Mesajı Okuyun
Old 18-12-2015, 22:47   #2
Admin

 
Varsayılan

Kira sözleşmesini malikin yapma, yapanın da (yazılı) vekaletinin olma zorunluğunu yoktur. Kiralayan kim olursa olsun, mecurun zilyetliği kiracıya teslim edildiğine ve malikin de herhangi bir itirazı ya da engellemesi olmadığına göre, kiralayanın sözleşmeden kaynaklanan tüm alacakları doğmuştur ve kiralayan sıfatı da malike değil, sözleşmeyi imzalayan kişiye aittir. Dolayısıyla olayın anlattığınız bu boyutu için HİÇBİR sıkıntı yok ve kiracının da yapabileceği hiçbir savunma bulunmuyor, sizin kiralayan sıfatınızı kiracı sorgulayamaz, onu tek sorgulayabilecek olan (isterse) malikin kendisidir.

3. maddede sizin belirttiğiniz gibi hareket edebilirsiniz. Elinizdeki sözleşmenin uzadığı iddiasıyla yasal işleme geçersiniz, itiraz ederse zaten yeni sözleşmeyi ibraz etmek zorunda kalacaktır, bu durumda yeni sözleşmeye göre devam edersiniz.

4. maddede bahsettiğiniz ilk ihtarname "temerrüt" ihtarnamesi ise ve sözleşmenin süresi de henüz bitmediyse, evet ikinci ihtarnameyi çekip 2 haklı ihtar elde edebilir ve sözleşme bitim tarihinde de buna dayalı olarak tahliye davası açabilirsiniz.

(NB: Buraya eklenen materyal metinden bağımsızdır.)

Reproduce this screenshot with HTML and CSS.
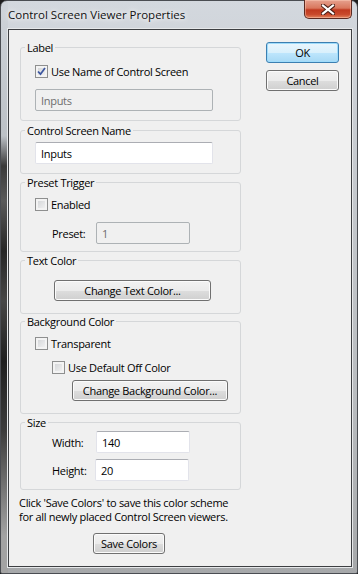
FILE: index.html
```html
<!DOCTYPE html>
<html lang="en">
<head>
  <meta charset="UTF-8" />
  <meta name="viewport" content="width=device-width, initial-scale=1" />
  <title>Control Screen Viewer Properties</title>
  <link rel="stylesheet" href="styles.css">
</head>
<body>

<div class="window">
  <div class="titlebar">
    <span class="title">Control Screen Viewer Properties</span>
    <button class="close-btn" aria-label="Close">
      <svg width="14" height="11" viewBox="0 0 14 11">
        <path d="M2 1.5 L12 9.5 M12 1.5 L2 9.5" stroke="#4a1d14" stroke-width="4.2" stroke-linecap="square" />
        <path d="M2 1.5 L12 9.5 M12 1.5 L2 9.5" stroke="#ffffff" stroke-width="2.2" stroke-linecap="square" />
      </svg>
    </button>
  </div>

  <div class="client">
    <div class="main">

      <fieldset class="group group-label">
        <legend>Label</legend>
        <label class="check-row row-first">
          <span class="checkbox checked">
            <svg width="9" height="9" viewBox="0 0 9 9">
              <path d="M1 4.5 L3.5 7.2 L8 1" fill="none" stroke="#3d57a0" stroke-width="1.8" />
            </svg>
          </span>
          Use Name of Control Screen
        </label>
        <input class="textbox textbox-wide" type="text" value="Inputs" disabled />
      </fieldset>

      <fieldset class="group group-name">
        <legend>Control Screen Name</legend>
        <input class="textbox textbox-wide" type="text" value="Inputs" />
      </fieldset>

      <fieldset class="group group-preset">
        <legend>Preset Trigger</legend>
        <label class="check-row row-first"><span class="checkbox"></span>Enabled</label>
        <div class="field-row preset-row">
          <span class="field-label">Preset:</span>
          <input class="textbox textbox-small" type="text" value="1" disabled />
        </div>
      </fieldset>

      <fieldset class="group group-text">
        <legend>Text Color</legend>
        <button class="btn btn-text-color">Change Text Color...</button>
      </fieldset>

      <fieldset class="group group-bg">
        <legend>Background Color</legend>
        <label class="check-row row-first"><span class="checkbox"></span>Transparent</label>
        <label class="check-row row-indent"><span class="checkbox"></span>Use Default Off Color</label>
        <button class="btn btn-bg-color">Change Background Color...</button>
      </fieldset>

      <fieldset class="group group-size">
        <legend>Size</legend>
        <div class="field-row width-row">
          <span class="field-label">Width:</span>
          <input class="textbox textbox-small" type="text" value="140" />
        </div>
        <div class="field-row height-row">
          <span class="field-label">Height:</span>
          <input class="textbox textbox-small" type="text" value="20" />
        </div>
      </fieldset>

      <p class="note">Click 'Save Colors' to save this color scheme<br>for all newly placed Control Screen viewers.</p>
      <button class="btn btn-save">Save Colors</button>
    </div>

    <div class="side">
      <button class="btn btn-default btn-ok">OK</button>
      <button class="btn btn-cancel">Cancel</button>
    </div>
  </div>
</div>

</body>
</html>
```

FILE: styles.css
```css
* {
  box-sizing: border-box;
}
body {
  margin: 0;
  width: 358px;
  height: 574px;
  overflow: hidden;
  background: #1e1e1e;
  font-family: "Open Sans", "Noto Sans", sans-serif;
  font-size: 11px;
  letter-spacing: -0.3px;
  color: #000;
}

/* window frame */
.window {
  width: 358px;
  height: 574px;
  display: flex;
  flex-direction: column;
  border-radius: 7px 7px 2px 2px;
  border: 1px solid #4a4d52;
  background:
    linear-gradient(to bottom, #cfd4da 0, #bcc1c6 135px, #3a3a3a 165px, #5a5a5a 200px, #262626 250px, #474747 300px, #1f1f1f 360px, #3c3c3c 430px, #868686 505px, #a3a3a3 535px) 0 0 / 7px 100% no-repeat,
    linear-gradient(to bottom, #d3d8de 0, #c9cdd2 120px, #b9bcbf 400px, #a6a8aa 100%);
}
.titlebar {
  height: 28px;
  display: flex;
  justify-content: space-between;
  padding-left: 7px;
}
.title {
  padding-top: 6px;
  font-size: 11.5px;
  letter-spacing: 0;
  line-height: 16px;
  color: #111;
  text-shadow: 0 0 8px #fff, 0 0 4px #fff;
}
.close-btn {
  width: 48px;
  height: 19px;
  margin-top: -1px;
  margin-right: 5px;
  padding: 0;
  display: flex;
  align-items: center;
  justify-content: center;
  border: 1px solid #5b2a21;
  border-top: none;
  border-radius: 0 0 5px 5px;
  background: linear-gradient(to bottom, #e6a18e 0, #d9775d 45%, #c0391f 55%, #c9492b 80%, #e2835d 100%);
  box-shadow: inset 0 0 0 1px rgba(255, 210, 190, 0.45);
}

.client {
  flex: 1;
  display: flex;
  margin: 0 5px 6px 7px;
  border: 1px solid #3d3f42;
  background: #f0f0f0;
  box-shadow: 0 0 0 1px #e6e8ea;
}
.main {
  width: 232px;
  padding: 10px 0 0 11px;
}
.side {
  display: flex;
  flex-direction: column;
  padding: 12px 0 0 25px;
}

/* group boxes */
.group {
  margin: 0;
  padding: 0 0 9px 14px;
  width: 221px;
  border: 1px solid #d5d7d9;
  border-radius: 3px;
}
.group legend {
  margin-left: -10px;
  padding: 0 2px;
  line-height: 15px;
}
.group-name { margin-top: 2px; }
.group-preset { margin-top: 1px; padding-bottom: 7px; }
.group-text { margin-top: 1px; padding-bottom: 12px; }
.group-bg { margin-top: 0; padding-bottom: 12px; }
.group-size { margin-top: 1px; padding-bottom: 8px; }

/* checkboxes */
.check-row {
  display: flex;
  align-items: center;
  height: 16px;
}
.row-first { margin-top: 6px; }
.group-label .row-first { margin-top: 8px; }
.row-indent {
  margin-top: 8px;
  padding-left: 17px;
}
.checkbox {
  width: 13px;
  height: 13px;
  margin-right: 3px;
  display: flex;
  align-items: center;
  justify-content: center;
  border: 1px solid #8e8f8f;
  background: linear-gradient(135deg, #cfd1d4 0, #f6f6f6 100%);
  box-shadow: inset 0 0 0 2px #f3f3f3;
}

/* text boxes */
.textbox {
  height: 22px;
  padding: 0 0 0 5px;
  font-family: inherit;
  font-size: 11px;
  letter-spacing: -0.3px;
  color: #000;
  background: #fff;
  border: 1px solid #e2e3ea;
  border-top-color: #abadb3;
  border-radius: 2px;
  outline: none;
}
.textbox:disabled {
  background: #f0f0f0;
  color: #6d6d6d;
  border-color: #adb2b5;
}
.textbox-wide {
  display: block;
  width: 178px;
}
.group-label .textbox-wide { margin-top: 10px; }
.group-name .textbox-wide { margin-top: 4px; }
.textbox-small {
  width: 94px;
}

.field-row {
  display: flex;
  align-items: center;
  padding-left: 17px;
}
.field-label {
  width: 44px;
}
.preset-row { margin-top: 10px; }
.width-row { margin-top: 1px; }
.height-row { margin-top: 6px; }
.height-row .textbox-small { margin-left: -1px; }

/* push buttons */
.btn {
  display: block;
  height: 21px;
  padding: 0;
  font-family: inherit;
  font-size: 11px;
  letter-spacing: -0.3px;
  color: #000;
  border: 1px solid #707070;
  border-radius: 3px;
  background: linear-gradient(to bottom, #f2f2f2 0, #ebebeb 50%, #dddddd 51%, #cfcfcf 100%);
  box-shadow: inset 0 0 0 1px #fbfbfb;
}
.btn-default {
  border-color: #3c7fb1;
  background: linear-gradient(to bottom, #eaf6fd 0, #d9f0fc 50%, #bee6fd 51%, #a7d9f5 100%);
  box-shadow: inset 0 0 0 1px #9fdcfb;
}
.btn-ok {
  width: 73px;
}
.btn-cancel {
  width: 73px;
  margin-top: 7px;
}
.btn-text-color {
  width: 157px;
  margin: 12px 0 0 19px;
}
.btn-bg-color {
  width: 156px;
  margin: 5px 0 0 37px;
}
.btn-save {
  width: 72px;
  margin: 9px 0 0 73px;
}

.note {
  margin: 6px 0 0 -1px;
  line-height: 14px;
  white-space: nowrap;
}
```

Veya ikinci seçenek olarak 30 günlük temerrüt ihtarı çekersiniz (veya 30 günlük icra takibi yaparsınız), süre sonunda ödeme olmazsa da, akdin sonunu beklemeden tahliye talep edebilirsiniz.

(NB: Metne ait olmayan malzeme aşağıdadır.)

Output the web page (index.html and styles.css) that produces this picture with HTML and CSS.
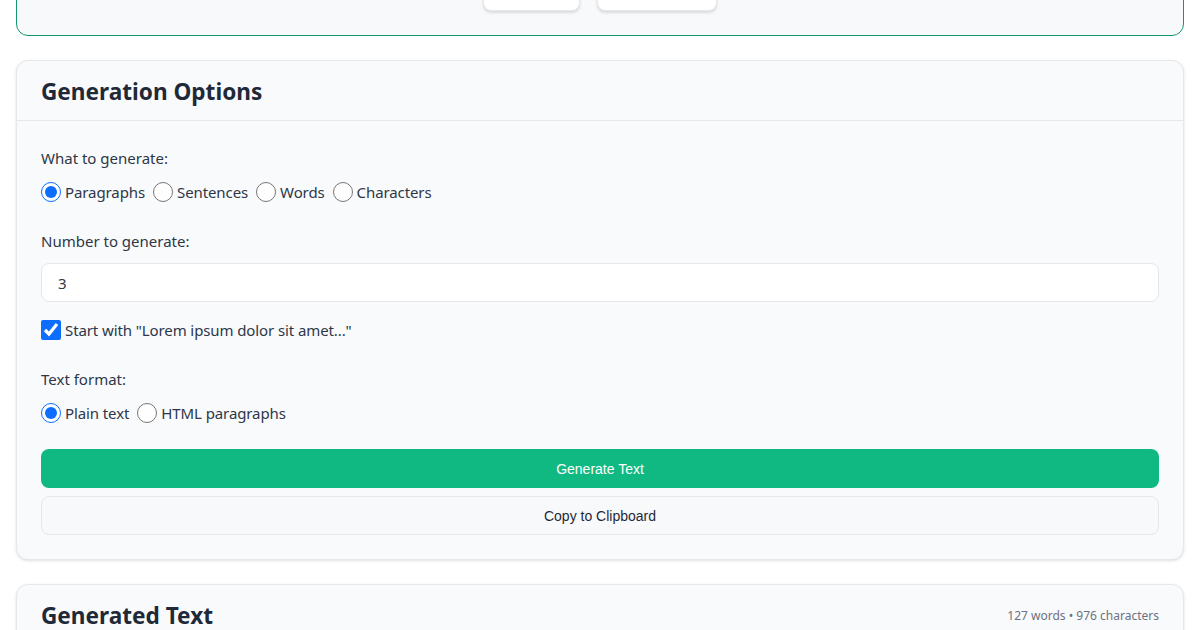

"15 günlük kira kontratının bitirileceği ihtarnamesini çekme süresi"yle ne kastettiğinizi ise anlayamadım. BK 347'yi kastediyorsanız, o zaten kiracı için getirilmiş bir süre. Kiralayanın o süreye ilişkin bir yükümlülüğünün doğması için ancak BK 350 kapsamında bir tahliye talebinizin olması beklenir. Kiranın ödenmemesi nedeniyle tahliye davası açacaksanız (örneğin temerrütten tahliye veya iki haklı ihtar nedeniyle tahliye) 347. madde ile bir ilginiz olmayacak.